Within the 0.15 to 0.25 range, probably the most important variable is your judgement of the effectiveness of monetary policy and the ARRA stimulus. If you think that one or both was very effective, you might think that by mid-2010, they were fully offsetting the fall in demand from the housing bust. This would be consistent with  persistence around 0.25. Conversely, if you’re doubtful about the effectiveness of monetary policy and the ARRA (too little direct spending), you should prefer a value of 0.2 or 0.15. 

In any case, it seems to me that the implied shocks with persistence in the 0.15 – 0.25 range look much more plausible than for values outside that range. I don’t believe that the underlying forces that reduced demand in the Great Recession had ceased to operate by the second half of 2009. I also don’t think that they were autonomously reducing demand by as much as 2 points still in early 2014. 

You will have your own priors, of course. My fundamental point is that your priors on this stuff have wider implications. I have not seen anyone spell out the question of the persistence of demand in the way I have done here. But the idea is implicit in the way we talk about business cycles. Logically, a demand shortfall in any given period can be described as a mix of forces pulling down spending in that period, and the the ongoing effect of weak demand in earlier periods. And whatever opinion you have about the proportions of each, this can be quantified. What I am doing in this post, in other words, is not proposing a new theory, but trying to make explicit a theory that’s already present in these debates, but not normally spelled out.

Why Is Demand Persistent?

The history of real economies should be enough to convince us that demand can be persistent. Deep downturns — not only in the US after 2007, but in much of Europe, in Japan after 1990, and of course the Great Depression — show clearly that if the level of spending in an economy falls sharply for whatever reason, it is likely to remain low years later, even after the precipitating factor is removed. But why should economies behave this way?

I can think of a couple of reasons.

First, there’s the pure coordination story. Businesses pay wages to workers in order to carry out production. Production is carried out for sale. Sales are generated by spending. And spending depends on incomes, most of which are generated from production. This is the familiar reasoning of the multiplier, where it is used to show how an autonomous change in spending can lead to a larger (or smaller) change in output. The way the multiplier is taught, there is one unique level of output for each level of autonomous demand. But if we formalized the same intuition differently, we could imagine a system with multiple equilibria. Each would have a different level of income, expenditure and production, but in each one people would be making the “right” expenditure choices given their income. 

We can make this more concrete in two ways. First, balance sheets. One reason that there is a link from current income to current expenditure is that most economic units are financially constrained to some degree. Even if you knew your lifetime income with great precision, you wouldn’t be able to make your spending decisions on that basis because, in general, you can’t spend the money you will receive in the distant future today.

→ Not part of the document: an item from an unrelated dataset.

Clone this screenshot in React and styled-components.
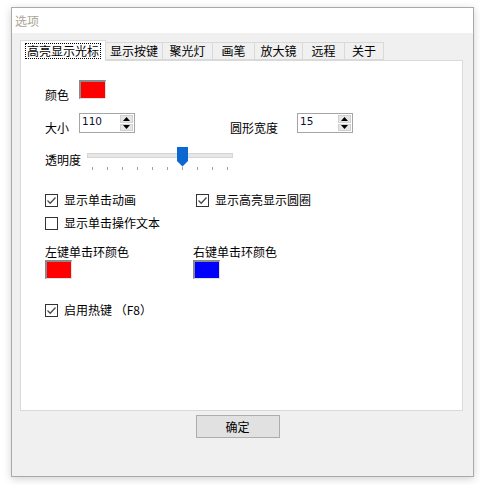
import React, { useState } from 'react';
import styled, { createGlobalStyle } from 'styled-components';

const GlobalStyle = createGlobalStyle`
  html, body {
    margin: 0;
    padding: 0;
    background: #ffffff;
  }
  body {
    font-family: "Noto Sans CJK SC", "Noto Sans", sans-serif;
    font-size: 12px;
    color: #000;
  }
`;

const Screen = styled.div`
  width: 480px;
  height: 485px;
  padding: 7px 0 0 11px;
  box-sizing: border-box;
`;

const Window = styled.div`
  width: 463px;
  height: 470px;
  box-sizing: border-box;
  border: 1px solid #a9a9a9;
  box-shadow: 0 2px 8px rgba(0, 0, 0, 0.18);
  display: flex;
  flex-direction: column;
  background: #f0f0f0;
`;

const TitleBar = styled.div`
  height: 25px;
  background: #ffffff;
  display: flex;
  align-items: center;
  padding-left: 3px;
  color: #aaa496;
  font-size: 12px;
`;

const Body = styled.div`
  flex: 1;
  padding: 7px 10px 0 8px;
  display: flex;
  flex-direction: column;
`;

const TabStrip = styled.div`
  display: flex;
  align-items: flex-end;
  height: 20px;
`;

const Tab = styled.div`
  width: ${p => p.$w}px;
  height: ${p => (p.$active ? 21 : 18)}px;
  box-sizing: border-box;
  display: flex;
  align-items: center;
  justify-content: center;
  background: ${p => (p.$active ? '#ffffff' : '#f0f0f0')};
  border: 1px solid #d9d9d9;
  border-bottom: ${p => (p.$active ? 'none' : '1px solid #d9d9d9')};
  border-left: ${p => (p.$first || p.$active ? '1px solid #d9d9d9' : 'none')};
  margin-bottom: ${p => (p.$active ? '-1px' : '0')};
  position: relative;
  z-index: ${p => (p.$active ? 1 : 0)};
  line-height: 14px;
  white-space: nowrap;
`;

const FocusText = styled.span`
  outline: 1px dotted #000;
  padding: 0 1px;
`;

const Panel = styled.div`
  height: 351px;
  box-sizing: border-box;
  background: #ffffff;
  border: 1px solid #d9d9d9;
  padding: 19px 0 0 24px;
  display: flex;
  flex-direction: column;
`;

const Row = styled.div`
  display: grid;
  grid-template-columns: ${p => p.$cols};
  align-items: start;
  margin-top: ${p => p.$mt || 0}px;
`;

const Label = styled.div`
  line-height: 16px;
  margin-top: ${p => p.$mt || 0}px;
  margin-bottom: ${p => -(p.$mt || 0)}px;
  white-space: nowrap;
`;

const Swatch = styled.div`
  width: 27px;
  height: 19px;
  box-sizing: border-box;
  background: ${p => p.$color};
  border-top: 2px solid #8a8a8a;
  border-left: 2px solid #8a8a8a;
  border-right: 1px solid #e3e3e3;
  border-bottom: 1px solid #e3e3e3;
`;

const SpinBox = styled.div`
  width: 56px;
  height: 20px;
  box-sizing: border-box;
  border: 1px solid #a5a5a5;
  background: #fff;
  display: flex;
  justify-content: space-between;
  padding: 1px 1px 1px 2px;
`;

const SpinValue = styled.span`
  font-family: "DejaVu Sans", "Liberation Sans", sans-serif;
  font-size: 10.5px;
  line-height: 12px;
  color: #101030;
`;

const SpinButtons = styled.div`
  width: 13px;
  display: flex;
  flex-direction: column;
  gap: 1px;
`;

const SpinButton = styled.div`
  flex: 1;
  background: #e6e6e6;
  border: 1px solid #d0d0d0;
  display: flex;
  align-items: center;
  justify-content: center;
`;

const SliderWrap = styled.div`
  width: 148px;
  display: flex;
  flex-direction: column;
`;

const TrackArea = styled.div`
  height: 20px;
  display: flex;
  align-items: center;
  padding-left: ${p => p.$pos}px;
  position: relative;
`;

const Track = styled.div`
  position: absolute;
  left: 0;
  right: 2px;
  top: 6px;
  height: 3px;
  background: #e7e7e7;
  border: 1px solid #d6d6d6;
`;

const Thumb = styled.svg`
  position: relative;
  z-index: 1;
  align-self: flex-start;
`;

const Ticks = styled.div`
  display: flex;
  gap: 14px;
  padding-left: 5px;
  height: 4px;
`;

const Tick = styled.div`
  width: 1px;
  height: 3px;
  background: #a0a0a0;
`;

const CheckRow = styled.label`
  display: flex;
  align-items: center;
  gap: 6px;
  line-height: 16px;
  white-space: nowrap;
`;

const Box = styled.div`
  width: 13px;
  height: 13px;
  box-sizing: border-box;
  border: 1px solid #333;
  background: #fff;
  display: flex;
  align-items: center;
  justify-content: center;
`;

const ColorGroup = styled.div`
  display: flex;
  flex-direction: column;
`;

const Footer = styled.div`
  display: flex;
  justify-content: center;
  padding-top: 4px;
  padding-right: 8px;
`;

const Button = styled.button`
  width: 84px;
  height: 23px;
  background: #e1e1e1;
  border: 1px solid #adadad;
  font-family: "Noto Sans CJK SC", sans-serif;
  font-size: 12px;
  padding: 0;
  color: #000;
`;

const tabs = [
  { label: '高亮显示光标', w: 86 },
  { label: '显示按键', w: 57 },
  { label: '聚光灯', w: 50 },
  { label: '画笔', w: 42 },
  { label: '放大镜', w: 48 },
  { label: '远程', w: 42 },
  { label: '关于', w: 39 },
];

const Arrow = ({ up }) => (
  <svg width="7" height="4" viewBox="0 0 7 4">
    <path d={up ? 'M3.5 0 L7 4 L0 4 Z' : 'M0 0 L7 0 L3.5 4 Z'} fill="#000" />
  </svg>
);

const Spinner = ({ value }) => (
  <SpinBox>
    <SpinValue>{value}</SpinValue>
    <SpinButtons>
      <SpinButton><Arrow up /></SpinButton>
      <SpinButton><Arrow /></SpinButton>
    </SpinButtons>
  </SpinBox>
);

const Check = ({ checked, children }) => (
  <CheckRow>
    <Box>
      {checked && (
        <svg width="11" height="11" viewBox="0 0 11 11">
          <path d="M1.5 5.5 L4.2 8.2 L9.5 2.5" stroke="#4a4a4a" strokeWidth="1.3" fill="none" />
        </svg>
      )}
    </Box>
    {children}
  </CheckRow>
);

const Slider = ({ pos }) => (
  <SliderWrap>
    <TrackArea $pos={pos}>
      <Track />
      <Thumb width="11" height="20" viewBox="0 0 11 20">
        <path d="M0 0 H11 V14 L5.5 19.5 L0 14 Z" fill="#0a68d0" />
      </Thumb>
    </TrackArea>
    <Ticks>
      {Array.from({ length: 10 }).map((_, i) => <Tick key={i} />)}
    </Ticks>
  </SliderWrap>
);

export default function App() {
  const [active] = useState(0);
  return (
    <>
      <GlobalStyle />
      <Screen>
        <Window>
          <TitleBar>选项</TitleBar>
          <Body>
            <TabStrip>
              {tabs.map((t, i) => (
                <Tab key={t.label} $w={t.w} $active={i === active} $first={i === 0}>
                  {i === active ? <FocusText>{t.label}</FocusText> : t.label}
                </Tab>
              ))}
            </TabStrip>
            <Panel>
              <Row $cols="34px 27px">
                <Label $mt={7}>颜色</Label>
                <Swatch $color="#ff0000" />
              </Row>
              <Row $cols="34px 56px 95px 67px 56px" $mt={14}>
                <Label $mt={7}>大小</Label>
                <Spinner value="110" />
                <span />
                <Label $mt={7}>圆形宽度</Label>
                <Spinner value="15" />
              </Row>
              <Row $cols="42px 148px" $mt={14}>
                <Label $mt={5}>透明度</Label>
                <Slider pos={90} />
              </Row>
              <Row $cols="151px 150px" $mt={21}>
                <Check checked>显示单击动画</Check>
                <Check checked>显示高亮显示圆圈</Check>
              </Row>
              <Row $cols="151px" $mt={7}>
                <Check>显示单击操作文本</Check>
              </Row>
              <Row $cols="148px 150px" $mt={13}>
                <ColorGroup>
                  <Label>左键单击环颜色</Label>
                  <Swatch $color="#ff0000" />
                </ColorGroup>
                <ColorGroup>
                  <Label>右键单击环颜色</Label>
                  <Swatch $color="#0000ff" />
                </ColorGroup>
              </Row>
              <Row $cols="200px" $mt={23}>
                <Check checked>启用热键 （F8）</Check>
              </Row>
            </Panel>
            <Footer>
              <Button>确定</Button>
            </Footer>
          </Body>
        </Window>
      </Screen>
    </>
  );
}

Now obviously there is some capacity to shift spending around in time, both through credit and through spending down liquid assets. The degree to which this is possible depends on the state of the balance sheet. To the extent a period of depressed demand leaves households and businesses with weaker balance sheets and tighter financial constraints, it will result in lower spending for an extended period. A version of this idea was put forward by Richard Koo as a “balance sheet recession,” in a rather boldly titled book. 

Finally there is expectations. There is not, after all, a true lifetime income out there for you to know. All you can do is extrapolate from the past, and from the experiences of other people like you. Businesses similarly must make decisions about how much investment to carry out based on extrapolation from the past – on what other basis could they do it?

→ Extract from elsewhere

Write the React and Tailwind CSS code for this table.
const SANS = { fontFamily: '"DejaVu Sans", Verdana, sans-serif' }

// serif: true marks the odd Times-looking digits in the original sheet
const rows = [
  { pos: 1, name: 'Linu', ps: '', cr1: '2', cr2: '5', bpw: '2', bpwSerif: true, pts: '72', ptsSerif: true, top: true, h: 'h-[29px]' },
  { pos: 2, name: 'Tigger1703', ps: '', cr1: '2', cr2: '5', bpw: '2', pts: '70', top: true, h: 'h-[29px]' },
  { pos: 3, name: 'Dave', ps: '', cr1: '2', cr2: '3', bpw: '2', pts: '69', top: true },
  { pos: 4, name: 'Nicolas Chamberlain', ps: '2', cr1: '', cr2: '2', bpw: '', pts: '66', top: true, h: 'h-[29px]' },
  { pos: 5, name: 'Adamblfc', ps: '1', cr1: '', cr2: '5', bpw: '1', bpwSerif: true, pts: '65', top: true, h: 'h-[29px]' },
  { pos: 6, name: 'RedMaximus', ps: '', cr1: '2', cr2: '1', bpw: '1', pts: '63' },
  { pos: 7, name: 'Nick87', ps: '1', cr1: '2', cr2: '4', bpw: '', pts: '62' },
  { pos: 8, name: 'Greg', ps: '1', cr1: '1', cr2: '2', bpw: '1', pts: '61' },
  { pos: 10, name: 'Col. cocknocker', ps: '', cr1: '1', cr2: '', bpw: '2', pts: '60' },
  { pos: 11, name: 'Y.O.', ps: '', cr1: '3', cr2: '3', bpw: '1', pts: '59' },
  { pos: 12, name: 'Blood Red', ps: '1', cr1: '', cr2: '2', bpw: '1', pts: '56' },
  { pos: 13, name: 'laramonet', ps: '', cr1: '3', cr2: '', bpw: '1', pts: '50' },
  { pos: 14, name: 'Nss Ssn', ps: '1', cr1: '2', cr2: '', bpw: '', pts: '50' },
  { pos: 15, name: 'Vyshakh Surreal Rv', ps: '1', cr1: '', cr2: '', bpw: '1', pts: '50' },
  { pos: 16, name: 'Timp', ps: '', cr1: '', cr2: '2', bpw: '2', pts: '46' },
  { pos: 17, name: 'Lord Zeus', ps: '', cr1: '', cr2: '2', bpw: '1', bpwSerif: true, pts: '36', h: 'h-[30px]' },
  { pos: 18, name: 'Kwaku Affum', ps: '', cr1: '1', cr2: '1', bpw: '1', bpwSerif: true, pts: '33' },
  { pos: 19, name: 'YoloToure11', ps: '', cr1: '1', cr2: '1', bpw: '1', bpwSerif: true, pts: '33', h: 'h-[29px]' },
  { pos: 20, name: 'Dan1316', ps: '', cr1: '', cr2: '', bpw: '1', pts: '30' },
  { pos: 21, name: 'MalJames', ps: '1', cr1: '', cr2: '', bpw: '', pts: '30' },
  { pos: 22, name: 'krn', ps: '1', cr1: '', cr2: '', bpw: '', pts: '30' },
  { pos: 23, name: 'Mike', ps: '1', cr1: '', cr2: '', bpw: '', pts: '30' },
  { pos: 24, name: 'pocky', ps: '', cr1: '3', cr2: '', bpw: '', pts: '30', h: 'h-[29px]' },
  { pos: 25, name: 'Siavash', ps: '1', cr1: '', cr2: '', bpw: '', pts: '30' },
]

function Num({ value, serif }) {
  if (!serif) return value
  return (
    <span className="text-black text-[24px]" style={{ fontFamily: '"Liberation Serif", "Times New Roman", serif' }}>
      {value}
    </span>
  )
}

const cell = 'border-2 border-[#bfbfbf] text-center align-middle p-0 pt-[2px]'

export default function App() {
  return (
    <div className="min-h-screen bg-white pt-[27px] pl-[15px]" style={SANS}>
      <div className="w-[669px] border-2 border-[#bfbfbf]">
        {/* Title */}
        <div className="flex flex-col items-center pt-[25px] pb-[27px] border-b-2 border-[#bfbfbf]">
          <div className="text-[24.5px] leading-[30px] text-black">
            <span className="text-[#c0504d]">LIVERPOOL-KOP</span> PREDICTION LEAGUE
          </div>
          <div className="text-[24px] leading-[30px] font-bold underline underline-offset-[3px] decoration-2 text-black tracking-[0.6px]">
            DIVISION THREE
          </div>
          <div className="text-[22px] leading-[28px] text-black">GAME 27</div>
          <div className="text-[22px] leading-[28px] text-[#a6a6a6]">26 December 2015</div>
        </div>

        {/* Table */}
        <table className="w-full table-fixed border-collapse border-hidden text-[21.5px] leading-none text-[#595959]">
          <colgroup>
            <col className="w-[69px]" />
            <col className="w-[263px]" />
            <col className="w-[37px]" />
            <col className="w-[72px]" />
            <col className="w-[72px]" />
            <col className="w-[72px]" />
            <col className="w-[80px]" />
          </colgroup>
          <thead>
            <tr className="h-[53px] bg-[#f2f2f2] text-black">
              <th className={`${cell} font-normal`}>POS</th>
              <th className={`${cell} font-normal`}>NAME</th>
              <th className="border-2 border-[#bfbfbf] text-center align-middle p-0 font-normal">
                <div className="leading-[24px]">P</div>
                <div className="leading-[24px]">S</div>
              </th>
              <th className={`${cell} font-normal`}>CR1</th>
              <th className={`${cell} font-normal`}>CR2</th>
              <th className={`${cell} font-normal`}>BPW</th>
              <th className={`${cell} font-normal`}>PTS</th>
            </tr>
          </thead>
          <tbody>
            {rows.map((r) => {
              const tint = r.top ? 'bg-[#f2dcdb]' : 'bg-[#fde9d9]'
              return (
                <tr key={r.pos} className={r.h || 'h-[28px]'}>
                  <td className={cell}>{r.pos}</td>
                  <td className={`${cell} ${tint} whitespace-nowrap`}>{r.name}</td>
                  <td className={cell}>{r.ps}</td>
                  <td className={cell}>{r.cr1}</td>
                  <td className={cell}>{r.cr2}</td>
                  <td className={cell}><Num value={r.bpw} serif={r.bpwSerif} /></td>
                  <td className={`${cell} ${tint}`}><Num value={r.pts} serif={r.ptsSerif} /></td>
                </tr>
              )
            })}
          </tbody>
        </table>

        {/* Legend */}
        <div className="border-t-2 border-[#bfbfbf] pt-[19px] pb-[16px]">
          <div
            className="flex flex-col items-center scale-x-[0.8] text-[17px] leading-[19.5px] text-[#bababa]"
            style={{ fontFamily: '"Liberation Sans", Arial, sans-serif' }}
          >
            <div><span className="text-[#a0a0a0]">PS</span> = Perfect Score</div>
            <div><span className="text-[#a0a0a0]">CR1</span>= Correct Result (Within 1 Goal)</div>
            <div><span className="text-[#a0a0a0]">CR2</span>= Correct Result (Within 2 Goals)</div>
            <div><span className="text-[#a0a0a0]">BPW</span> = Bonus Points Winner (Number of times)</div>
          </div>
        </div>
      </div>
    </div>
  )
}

A short period of unusually high or low demand may not move expectations much, but a sustained one almost certainly will. A business that has seen demand fall short of what they were counting on is going to make more conservative forecasts for the future. Again, how could they not? With the balance sheet channel, one could plausibly agree that demand shocks will be persistent but not permanent. But with expectations, once they have been adjusted, the resulting behavior will in general make them self-confirming, so there is no reason spending should ever return to its old path. 

This, to me, is the critical point. Mainstream economists and policy makers worry a great deal about inflation expectations, and whether they are becoming “unanchored.” But expectations of inflation are not the only ones that can slip their moorings. Households and businesses make decisions based on expectations of future income and sales, and if those expectations turn out to be wrong, they will be adjusted accordingly. And, as with inflation, the outcomes of which people form expectations themselves largely depend on expectations.

This was a point emphasized by Keynes: 

It is an essential characteristic of the boom that investments which will in fact yield, say, 2 per cent in conditions of full employment are made in the expectation of a yield of, say, 6 per cent, and are valued accordingly.

When the disillusion comes, this expectation is replaced by a contrary ‘error of pessimism’, with the result that the investments, which would in fact yield 2 per cent in conditions of full employment, are expected to yield less than nothing; and the resulting collapse of new investment then leads to a state of unemployment in which the investments, which would have yielded 2 per cent in conditions of full employment, in fact yield less than nothing. We reach a condition where there is a shortage of houses, but where nevertheless no one can afford to live in the houses that there are.

He continues the thought in terms that are very relevant today:

Thus the remedy for the boom is not a higher rate of interest but a lower rate of interest! For that may enable the so-called boom to last. The right remedy for the trade cycle is not to be found in abolishing booms and thus keeping us permanently in a semi-slump; but in abolishing slumps and thus keeping us permanently in a quasi-boom.